- Exercise details -
Leave out the pictures and retype only the lines from the opening line to the line that holds "const noGravado = ref('0')", both ends included.

>> start Supplied material

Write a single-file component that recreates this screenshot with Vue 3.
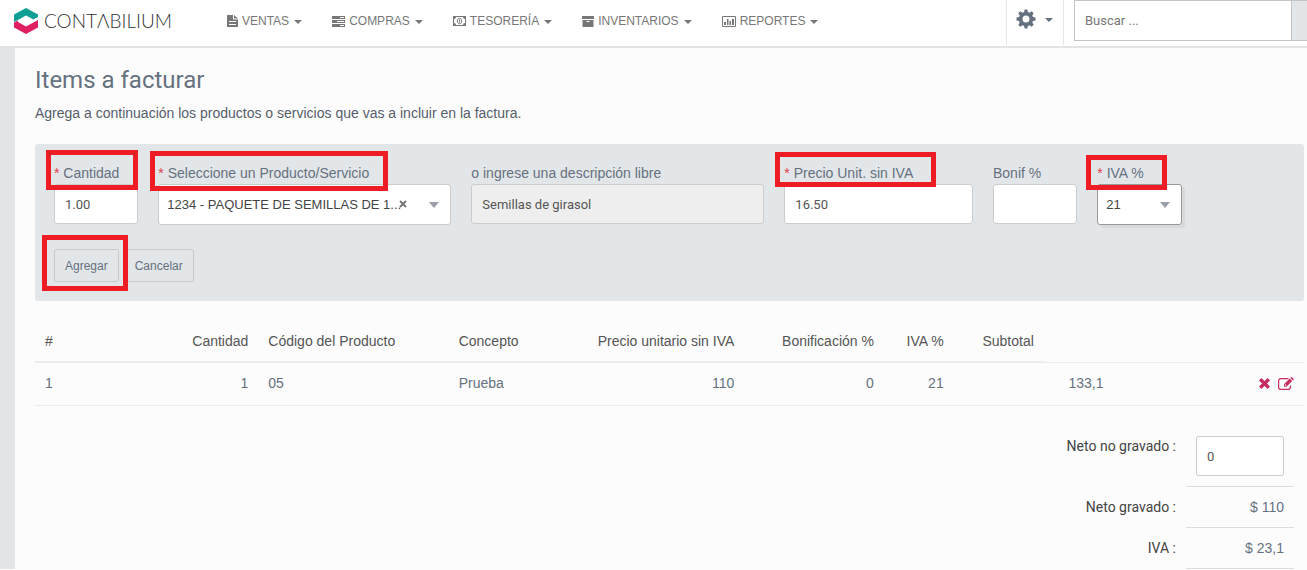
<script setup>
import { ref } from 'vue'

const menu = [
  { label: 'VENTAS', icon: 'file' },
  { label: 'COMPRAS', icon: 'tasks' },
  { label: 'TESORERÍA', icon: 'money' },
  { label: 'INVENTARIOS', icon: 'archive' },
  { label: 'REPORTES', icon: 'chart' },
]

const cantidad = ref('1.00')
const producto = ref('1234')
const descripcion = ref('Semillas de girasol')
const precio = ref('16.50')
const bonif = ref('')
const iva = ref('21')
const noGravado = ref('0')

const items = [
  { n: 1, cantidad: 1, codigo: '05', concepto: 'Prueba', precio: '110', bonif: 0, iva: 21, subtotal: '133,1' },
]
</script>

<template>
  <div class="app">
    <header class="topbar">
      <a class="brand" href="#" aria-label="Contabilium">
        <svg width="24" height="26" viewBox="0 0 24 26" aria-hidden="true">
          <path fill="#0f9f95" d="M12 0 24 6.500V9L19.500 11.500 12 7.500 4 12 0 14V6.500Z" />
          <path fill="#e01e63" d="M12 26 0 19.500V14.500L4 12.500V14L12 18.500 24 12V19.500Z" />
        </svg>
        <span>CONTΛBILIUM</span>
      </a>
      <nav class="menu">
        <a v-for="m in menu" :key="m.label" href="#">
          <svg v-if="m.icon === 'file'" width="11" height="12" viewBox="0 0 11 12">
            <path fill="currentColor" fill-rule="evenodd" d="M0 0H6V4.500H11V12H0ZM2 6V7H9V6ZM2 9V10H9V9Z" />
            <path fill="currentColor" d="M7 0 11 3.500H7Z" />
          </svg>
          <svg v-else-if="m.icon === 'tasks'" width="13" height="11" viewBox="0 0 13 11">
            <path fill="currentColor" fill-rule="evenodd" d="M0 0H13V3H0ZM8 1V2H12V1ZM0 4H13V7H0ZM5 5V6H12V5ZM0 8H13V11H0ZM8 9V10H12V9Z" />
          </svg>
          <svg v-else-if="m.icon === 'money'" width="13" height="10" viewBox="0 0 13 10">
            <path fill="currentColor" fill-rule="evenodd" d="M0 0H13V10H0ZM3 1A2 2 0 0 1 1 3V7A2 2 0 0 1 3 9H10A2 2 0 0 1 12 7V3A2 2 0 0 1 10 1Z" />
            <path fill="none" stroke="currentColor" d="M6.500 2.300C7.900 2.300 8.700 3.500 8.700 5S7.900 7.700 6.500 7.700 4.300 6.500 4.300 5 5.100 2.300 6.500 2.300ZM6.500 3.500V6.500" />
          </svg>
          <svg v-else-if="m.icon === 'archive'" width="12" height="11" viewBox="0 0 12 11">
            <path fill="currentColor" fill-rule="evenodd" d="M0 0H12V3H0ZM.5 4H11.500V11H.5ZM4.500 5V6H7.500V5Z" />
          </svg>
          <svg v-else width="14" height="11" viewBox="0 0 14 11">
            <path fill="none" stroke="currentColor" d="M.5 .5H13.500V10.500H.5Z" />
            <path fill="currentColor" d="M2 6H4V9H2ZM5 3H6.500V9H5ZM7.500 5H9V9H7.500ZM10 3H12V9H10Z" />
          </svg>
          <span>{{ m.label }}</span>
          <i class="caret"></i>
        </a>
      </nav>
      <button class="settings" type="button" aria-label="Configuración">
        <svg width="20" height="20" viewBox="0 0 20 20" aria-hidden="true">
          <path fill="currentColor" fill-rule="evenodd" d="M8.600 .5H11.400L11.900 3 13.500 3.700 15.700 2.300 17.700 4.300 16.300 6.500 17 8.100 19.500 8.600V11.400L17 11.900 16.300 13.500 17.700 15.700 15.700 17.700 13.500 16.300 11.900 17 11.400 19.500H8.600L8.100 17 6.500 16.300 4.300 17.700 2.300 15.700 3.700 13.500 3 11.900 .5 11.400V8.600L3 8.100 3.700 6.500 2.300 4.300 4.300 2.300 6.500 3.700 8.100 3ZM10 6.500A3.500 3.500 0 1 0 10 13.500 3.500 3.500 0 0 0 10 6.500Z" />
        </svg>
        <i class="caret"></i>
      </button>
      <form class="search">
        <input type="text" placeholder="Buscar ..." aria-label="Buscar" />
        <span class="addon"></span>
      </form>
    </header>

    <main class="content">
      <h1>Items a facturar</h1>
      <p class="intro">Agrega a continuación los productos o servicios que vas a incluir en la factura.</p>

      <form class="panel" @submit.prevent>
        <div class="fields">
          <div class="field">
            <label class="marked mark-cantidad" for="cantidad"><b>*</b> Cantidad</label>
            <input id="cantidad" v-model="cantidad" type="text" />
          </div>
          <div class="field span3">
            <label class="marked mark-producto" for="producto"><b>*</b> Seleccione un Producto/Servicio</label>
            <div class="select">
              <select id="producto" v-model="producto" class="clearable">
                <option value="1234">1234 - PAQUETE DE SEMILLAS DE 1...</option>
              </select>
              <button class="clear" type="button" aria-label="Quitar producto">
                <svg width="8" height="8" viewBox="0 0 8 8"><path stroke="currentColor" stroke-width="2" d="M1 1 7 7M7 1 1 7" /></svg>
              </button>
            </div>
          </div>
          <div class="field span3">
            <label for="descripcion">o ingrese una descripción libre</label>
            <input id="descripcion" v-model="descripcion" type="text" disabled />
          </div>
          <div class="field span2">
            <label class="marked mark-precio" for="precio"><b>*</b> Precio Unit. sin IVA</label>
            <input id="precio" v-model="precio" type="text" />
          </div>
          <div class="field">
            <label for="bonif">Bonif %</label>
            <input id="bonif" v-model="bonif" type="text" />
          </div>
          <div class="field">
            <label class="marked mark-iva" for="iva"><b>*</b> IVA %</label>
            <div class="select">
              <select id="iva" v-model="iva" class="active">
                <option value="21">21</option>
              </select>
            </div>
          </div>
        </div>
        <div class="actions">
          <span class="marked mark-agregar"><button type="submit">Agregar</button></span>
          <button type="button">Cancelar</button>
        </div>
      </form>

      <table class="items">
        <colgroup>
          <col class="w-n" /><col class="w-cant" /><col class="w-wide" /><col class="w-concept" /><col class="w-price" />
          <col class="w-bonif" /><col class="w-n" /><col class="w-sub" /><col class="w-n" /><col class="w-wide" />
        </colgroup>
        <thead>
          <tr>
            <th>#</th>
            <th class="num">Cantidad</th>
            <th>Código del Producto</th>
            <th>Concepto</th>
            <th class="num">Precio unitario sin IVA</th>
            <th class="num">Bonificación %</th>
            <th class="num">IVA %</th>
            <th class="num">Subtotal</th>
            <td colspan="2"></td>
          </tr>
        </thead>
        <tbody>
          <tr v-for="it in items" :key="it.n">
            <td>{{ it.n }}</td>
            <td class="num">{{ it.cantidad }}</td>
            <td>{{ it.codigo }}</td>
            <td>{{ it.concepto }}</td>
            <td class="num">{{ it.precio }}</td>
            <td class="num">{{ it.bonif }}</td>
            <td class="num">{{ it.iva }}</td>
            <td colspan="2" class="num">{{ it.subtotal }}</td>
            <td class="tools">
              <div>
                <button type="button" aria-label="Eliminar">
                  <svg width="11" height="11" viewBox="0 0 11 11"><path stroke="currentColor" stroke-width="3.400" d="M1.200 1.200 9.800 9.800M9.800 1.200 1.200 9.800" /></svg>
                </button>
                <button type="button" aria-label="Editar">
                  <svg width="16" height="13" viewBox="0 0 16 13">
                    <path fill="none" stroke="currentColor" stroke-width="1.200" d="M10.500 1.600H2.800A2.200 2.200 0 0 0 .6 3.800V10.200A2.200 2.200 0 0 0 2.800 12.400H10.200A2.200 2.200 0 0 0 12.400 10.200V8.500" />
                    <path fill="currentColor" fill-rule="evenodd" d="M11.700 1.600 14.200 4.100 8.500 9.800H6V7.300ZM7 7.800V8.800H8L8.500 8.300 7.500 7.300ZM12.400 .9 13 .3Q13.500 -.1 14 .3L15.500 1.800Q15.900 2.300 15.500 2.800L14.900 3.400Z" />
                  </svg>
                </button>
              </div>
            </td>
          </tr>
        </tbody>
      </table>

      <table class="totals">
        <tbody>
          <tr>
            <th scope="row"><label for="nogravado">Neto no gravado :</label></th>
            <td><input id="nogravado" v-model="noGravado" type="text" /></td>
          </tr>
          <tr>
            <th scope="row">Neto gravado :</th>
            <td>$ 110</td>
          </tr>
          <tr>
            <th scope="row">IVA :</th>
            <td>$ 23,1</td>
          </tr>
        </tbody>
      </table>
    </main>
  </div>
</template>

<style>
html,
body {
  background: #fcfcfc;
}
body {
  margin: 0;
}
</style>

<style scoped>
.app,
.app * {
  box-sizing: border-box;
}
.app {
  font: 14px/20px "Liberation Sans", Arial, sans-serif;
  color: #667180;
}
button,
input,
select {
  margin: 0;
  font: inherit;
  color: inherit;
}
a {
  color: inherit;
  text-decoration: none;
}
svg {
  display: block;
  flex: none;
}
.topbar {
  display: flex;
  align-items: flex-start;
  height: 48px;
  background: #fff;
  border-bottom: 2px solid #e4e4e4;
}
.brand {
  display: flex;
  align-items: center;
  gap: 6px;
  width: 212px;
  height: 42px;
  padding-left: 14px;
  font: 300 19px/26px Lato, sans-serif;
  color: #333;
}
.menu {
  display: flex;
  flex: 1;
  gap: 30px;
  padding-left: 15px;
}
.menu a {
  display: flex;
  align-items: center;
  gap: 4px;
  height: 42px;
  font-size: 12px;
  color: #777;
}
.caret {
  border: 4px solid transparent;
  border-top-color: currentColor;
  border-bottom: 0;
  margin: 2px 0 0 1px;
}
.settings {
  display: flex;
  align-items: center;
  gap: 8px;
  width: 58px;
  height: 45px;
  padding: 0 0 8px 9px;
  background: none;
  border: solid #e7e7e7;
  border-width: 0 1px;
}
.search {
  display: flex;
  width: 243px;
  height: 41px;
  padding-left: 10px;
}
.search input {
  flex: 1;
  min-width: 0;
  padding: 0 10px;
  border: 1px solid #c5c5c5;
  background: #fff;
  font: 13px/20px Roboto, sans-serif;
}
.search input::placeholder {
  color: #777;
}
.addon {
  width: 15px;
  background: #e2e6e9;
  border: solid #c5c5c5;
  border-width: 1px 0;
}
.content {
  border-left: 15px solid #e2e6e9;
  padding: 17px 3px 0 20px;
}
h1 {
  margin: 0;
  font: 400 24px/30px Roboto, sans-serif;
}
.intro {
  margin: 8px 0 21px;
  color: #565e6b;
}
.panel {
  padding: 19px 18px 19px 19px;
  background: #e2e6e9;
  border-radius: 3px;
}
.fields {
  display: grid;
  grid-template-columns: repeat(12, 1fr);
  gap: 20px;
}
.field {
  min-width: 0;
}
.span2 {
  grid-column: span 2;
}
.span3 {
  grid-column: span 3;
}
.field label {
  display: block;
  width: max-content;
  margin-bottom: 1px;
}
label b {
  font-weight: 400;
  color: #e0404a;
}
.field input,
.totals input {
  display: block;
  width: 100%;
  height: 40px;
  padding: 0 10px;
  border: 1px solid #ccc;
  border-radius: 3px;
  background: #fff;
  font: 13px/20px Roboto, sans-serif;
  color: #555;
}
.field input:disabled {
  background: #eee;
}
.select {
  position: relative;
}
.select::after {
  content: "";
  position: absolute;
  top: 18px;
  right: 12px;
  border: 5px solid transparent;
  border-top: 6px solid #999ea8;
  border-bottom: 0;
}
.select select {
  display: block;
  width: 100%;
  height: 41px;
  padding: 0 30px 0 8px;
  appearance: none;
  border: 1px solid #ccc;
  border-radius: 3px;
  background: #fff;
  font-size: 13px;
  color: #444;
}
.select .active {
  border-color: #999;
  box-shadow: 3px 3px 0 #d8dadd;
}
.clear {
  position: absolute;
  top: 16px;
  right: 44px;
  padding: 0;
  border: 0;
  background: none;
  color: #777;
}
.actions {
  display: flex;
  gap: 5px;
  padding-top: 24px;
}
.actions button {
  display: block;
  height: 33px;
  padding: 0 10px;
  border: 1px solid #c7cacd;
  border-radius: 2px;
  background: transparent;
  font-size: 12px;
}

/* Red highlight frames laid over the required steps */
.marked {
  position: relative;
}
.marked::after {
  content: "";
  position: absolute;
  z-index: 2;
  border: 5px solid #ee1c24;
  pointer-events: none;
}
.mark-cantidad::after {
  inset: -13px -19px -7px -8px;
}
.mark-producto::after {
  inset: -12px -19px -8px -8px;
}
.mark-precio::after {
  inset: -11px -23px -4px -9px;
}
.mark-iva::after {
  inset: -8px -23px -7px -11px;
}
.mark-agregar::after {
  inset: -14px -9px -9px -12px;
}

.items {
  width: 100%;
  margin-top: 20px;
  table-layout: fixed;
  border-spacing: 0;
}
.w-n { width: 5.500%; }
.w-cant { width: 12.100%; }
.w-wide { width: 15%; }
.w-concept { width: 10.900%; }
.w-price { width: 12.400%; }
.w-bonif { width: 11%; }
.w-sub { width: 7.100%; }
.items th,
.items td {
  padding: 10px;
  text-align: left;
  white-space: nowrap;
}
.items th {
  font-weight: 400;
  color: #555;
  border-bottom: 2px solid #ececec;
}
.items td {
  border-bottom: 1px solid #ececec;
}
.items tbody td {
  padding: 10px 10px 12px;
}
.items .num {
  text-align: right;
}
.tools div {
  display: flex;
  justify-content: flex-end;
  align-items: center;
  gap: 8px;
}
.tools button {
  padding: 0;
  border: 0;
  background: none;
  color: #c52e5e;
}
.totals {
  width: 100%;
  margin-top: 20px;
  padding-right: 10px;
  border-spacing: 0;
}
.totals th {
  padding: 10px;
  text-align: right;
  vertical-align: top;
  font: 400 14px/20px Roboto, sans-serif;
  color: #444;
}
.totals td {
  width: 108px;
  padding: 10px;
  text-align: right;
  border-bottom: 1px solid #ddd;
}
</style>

>> end Supplied material

- Exercise result -
Write a single-file component that recreates this screenshot with Vue 3.
<script setup>
import { ref } from 'vue'

const menu = [
  { label: 'VENTAS', icon: 'file' },
  { label: 'COMPRAS', icon: 'tasks' },
  { label: 'TESORERÍA', icon: 'money' },
  { label: 'INVENTARIOS', icon: 'archive' },
  { label: 'REPORTES', icon: 'chart' },
]

const cantidad = ref('1.00')
const producto = ref('1234')
const descripcion = ref('Semillas de girasol')
const precio = ref('16.50')
const bonif = ref('')
const iva = ref('21')
const noGravado = ref('0')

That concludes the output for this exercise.